→ Do this: Write out, word for word, every line from the first one through the line that holds "inherit; text-decoration: none;", and nothing else; skip the pictures.

→ Data provided:

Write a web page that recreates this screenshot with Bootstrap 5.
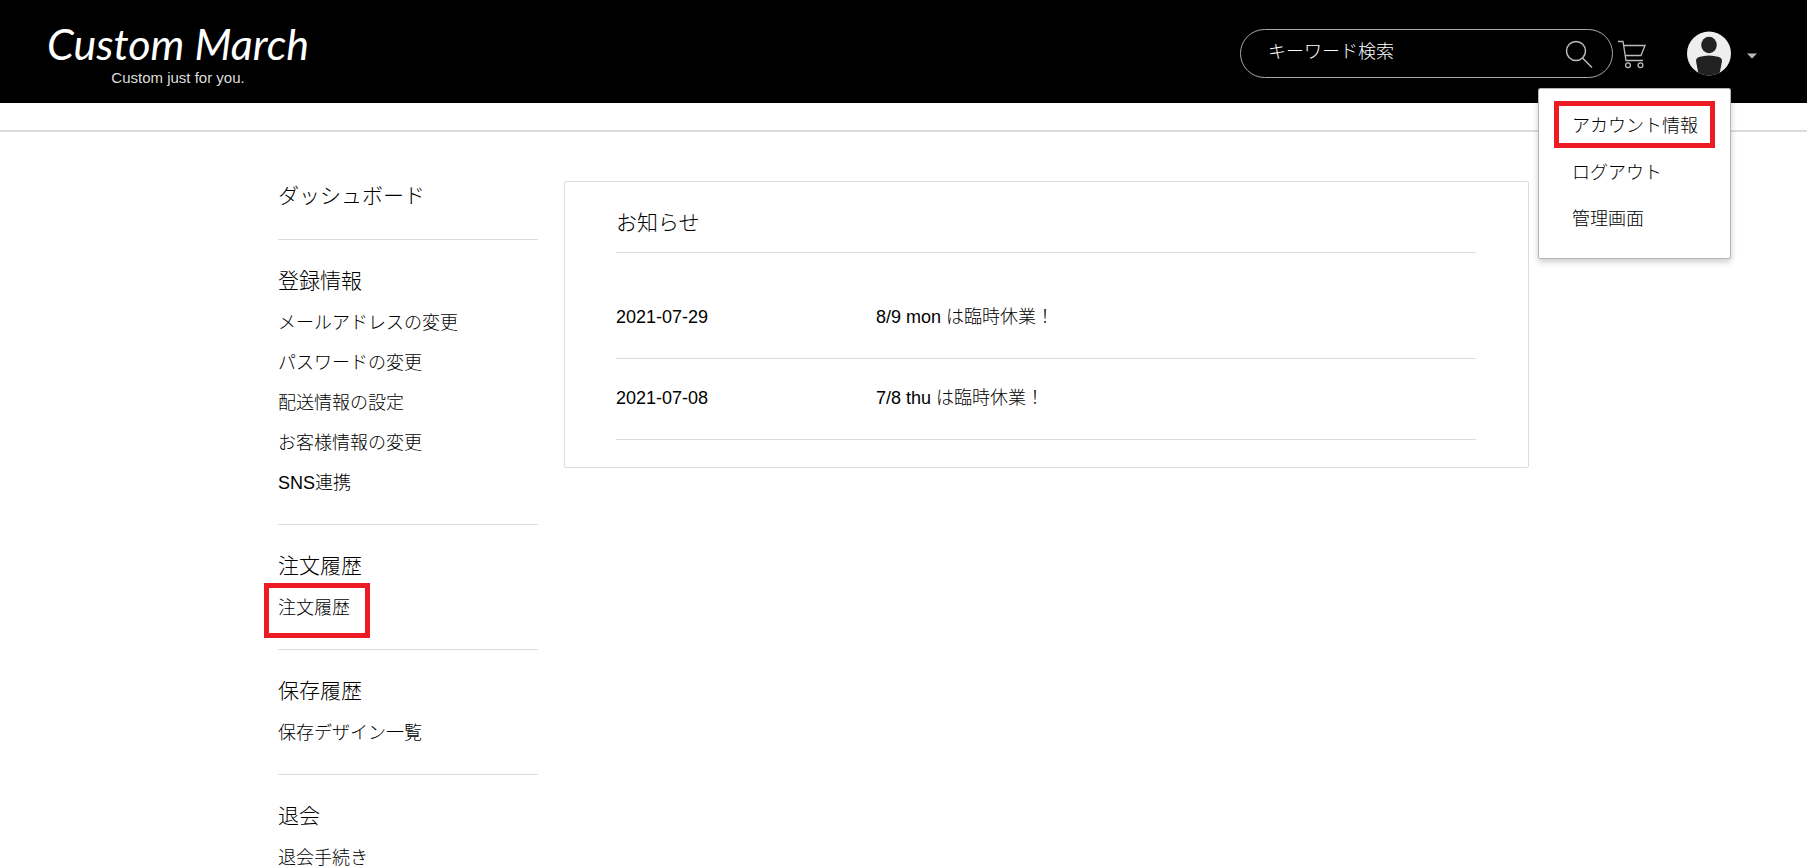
<!DOCTYPE html>
<html lang="ja">
<head>
<meta charset="utf-8">
<meta name="viewport" content="width=device-width, initial-scale=1">
<title>Custom March</title>
<link href="https://cdn.jsdelivr.net/npm/bootstrap@5.3.0/dist/css/bootstrap.min.css" rel="stylesheet">
<style>
  :root { --rule: #dcdcdc; --accent: #ed1c24; }
  body { font-family: "Liberation Sans", "Noto Sans CJK JP", sans-serif; font-size: 18px; font-weight: 300; line-height: 28px; color: #000; background: #fff; }
  a { color: inherit; text-decoration: none; }

  .site-header { background: #000; height: 103px; padding: 0 50px 0 47px; }
  .brand { color: #fff; text-align: center; }
  .brand-name { font-family: Lato, sans-serif; font-style: italic; font-weight: 400; font-size: 43px; line-height: 52px; white-space: nowrap; }
  .brand-tag { font-size: 15px; line-height: 16px; color: #ddd; }

  .header-tools { padding-top: 4px; }
  .search { width: 373px; height: 49px; border: 1px solid #aaa; border-radius: 25px; padding: 0 19px 0 27px; }
  .search input { background: none; border: 0; outline: 0; color: #fff; font-weight: 300; min-width: 0; padding: 0 0 4px; }
  .search input::placeholder { color: #fff; opacity: 1; }
  .search button, .account-toggle { background: none; border: 0; padding: 0; }
  .cart { margin: 0 40px 0 4px; }
  .account-menu.dropdown-menu { top: 57px; right: 26px; width: 193px; padding: 12px 15px 18px; border: 1px solid #b5b5b5; border-radius: 2px; box-shadow: 0 3px 6px rgba(0,0,0,.2); font-size: 18px; color: #000; }
  .account-menu a { height: 46px; padding: 3px 18px 0; white-space: nowrap; }
  .account-menu a.marked { height: 47px; border: 5px solid var(--accent); padding: 3px 13px 0; }

  .page-body { border-top: 2px solid var(--rule); margin-top: 27px; padding-top: 49px; }
  .page-width { max-width: 1251px; gap: 26px; }
  .side { width: 260px; }
  .side h2, .notice h1 { font-size: 21px; font-weight: 300; margin: 0; }
  .side h2 { line-height: 34px; }
  .side section { border-top: 1px solid var(--rule); padding: 24px 0 21px; }
  .side section:first-child { border: 0; padding: 0 0 28px; }
  .side section:first-child h2 { line-height: 30px; }
  .side ul { margin-top: 5px; }
  .side li { line-height: 40px; }
  .side .marked { display: inline-block; position: relative; }
  .side .marked::after { content: ""; position: absolute; inset: -5px -20px -10px -14px; border: 5px solid var(--accent); pointer-events: none; }

  .notice { border: 1px solid var(--rule); border-radius: 2px; padding: 25px 52px 27px 51px; }
  .notice h1 { line-height: 32px; padding-bottom: 13px; border-bottom: 1px solid var(--rule); }
  .notice table { margin-top: 25px; }
  .notice td { padding: 25px 0 27px; border-bottom: 1px solid var(--rule); }
  .notice td:first-child { width: 260px; }
</style>
</head>
<body>
<header class="site-header d-flex align-items-center justify-content-between">
  <a href="#" class="brand">
    <div class="brand-name">Custom March</div>
    <div class="brand-tag">Custom just for you.</div>
  </a>
  <div class="header-tools d-flex align-items-center">
    <form class="search d-flex align-items-center" role="search">
      <input type="search" class="flex-grow-1" placeholder="キーワード検索" aria-label="キーワード検索">
      <button type="button" aria-label="検索">
        <svg class="d-block" width="28" height="28" viewBox="0 0 28 28" fill="none" stroke="#bbb" stroke-width="1.5"><circle cx="11" cy="11" r="9.5"/><path d="M17.5 18 27 27.5"/></svg>
      </button>
    </form>
    <a href="#" class="cart" aria-label="カート">
      <svg class="d-block" width="30" height="30" viewBox="0 0 30 30" fill="none" stroke="#bbb" stroke-width="1.3"><path d="M1 2.500H6L9 21.500H26M6.500 6.500H28L24 16.500H8"/><circle cx="11" cy="26.300" r="2.400"/><circle cx="23.500" cy="26.300" r="2.400"/></svg>
    </a>
    <div class="position-relative">
      <button type="button" class="account-toggle d-flex align-items-center" aria-label="アカウント" aria-expanded="true">
        <svg width="44" height="45" viewBox="0 0 44 45"><defs><clipPath id="face"><circle cx="22" cy="22.500" r="22"/></clipPath></defs><circle cx="22" cy="22.500" r="22" fill="#eee"/><g clip-path="url(#face)" fill="#222"><ellipse cx="22" cy="14" rx="7.800" ry="8.300"/><path d="M9 30Q9 27 12 26Q22 23 32 26Q35 27 35 30L32 46H12Z"/></g></svg>
        <svg class="ms-3 mt-1" width="10" height="6" viewBox="0 0 10 6"><path d="M0 .5H10L5 5.500Z" fill="#bbb"/></svg>
      </button>
      <div class="account-menu dropdown-menu show">
        <a href="#" class="marked d-flex align-items-center">アカウント情報</a>
        <a href="#" class="d-flex align-items-center">ログアウト</a>
        <a href="#" class="d-flex align-items-center">管理画面</a>
      </div>
    </div>
  </div>
</header>
<div class="page-body">
  <div class="page-width mx-auto d-flex align-items-start">
    <nav class="side flex-shrink-0" aria-label="マイページ">
      <section><h2><a href="#">ダッシュボード</a></h2></section>
      <section>
        <h2>登録情報</h2>
        <ul class="list-unstyled mb-0">
          <li><a href="#">メールアドレスの変更</a></li>
          <li><a href="#">パスワードの変更</a></li>
          <li><a href="#">配送情報の設定</a></li>
          <li><a href="#">お客様情報の変更</a></li>
          <li><a href="#">SNS連携</a></li>
        </ul>
      </section>
      <section>
        <h2>注文履歴</h2>
        <ul class="list-unstyled mb-0"><li><a href="#" class="marked">注文履歴</a></li></ul>
      </section>
      <section>
        <h2>保存履歴</h2>
        <ul class="list-unstyled mb-0"><li><a href="#">保存デザイン一覧</a></li></ul>
      </section>
      <section>
        <h2>退会</h2>
        <ul class="list-unstyled mb-0"><li><a href="#">退会手続き</a></li></ul>
      </section>
    </nav>
    <main class="notice flex-grow-1">
      <h1>お知らせ</h1>
      <table class="w-100">
        <tbody>
          <tr><td>2021-07-29</td><td>8/9 mon は臨時休業！</td></tr>
          <tr><td>2021-07-08</td><td>7/8 thu は臨時休業！</td></tr>
        </tbody>
      </table>
    </main>
  </div>
</div>
<script src="https://cdn.jsdelivr.net/npm/bootstrap@5.3.0/dist/js/bootstrap.bundle.min.js"></script>
</body>
</html>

→ Answer to this exercise:
Write a web page that recreates this screenshot with Bootstrap 5.
<!DOCTYPE html>
<html lang="ja">
<head>
<meta charset="utf-8">
<meta name="viewport" content="width=device-width, initial-scale=1">
<title>Custom March</title>
<link href="https://cdn.jsdelivr.net/npm/bootstrap@5.3.0/dist/css/bootstrap.min.css" rel="stylesheet">
<style>
  :root { --rule: #dcdcdc; --accent: #ed1c24; }
  body { font-family: "Liberation Sans", "Noto Sans CJK JP", sans-serif; font-size: 18px; font-weight: 300; line-height: 28px; color: #000; background: #fff; }
  a { color: inherit; text-decoration: none; }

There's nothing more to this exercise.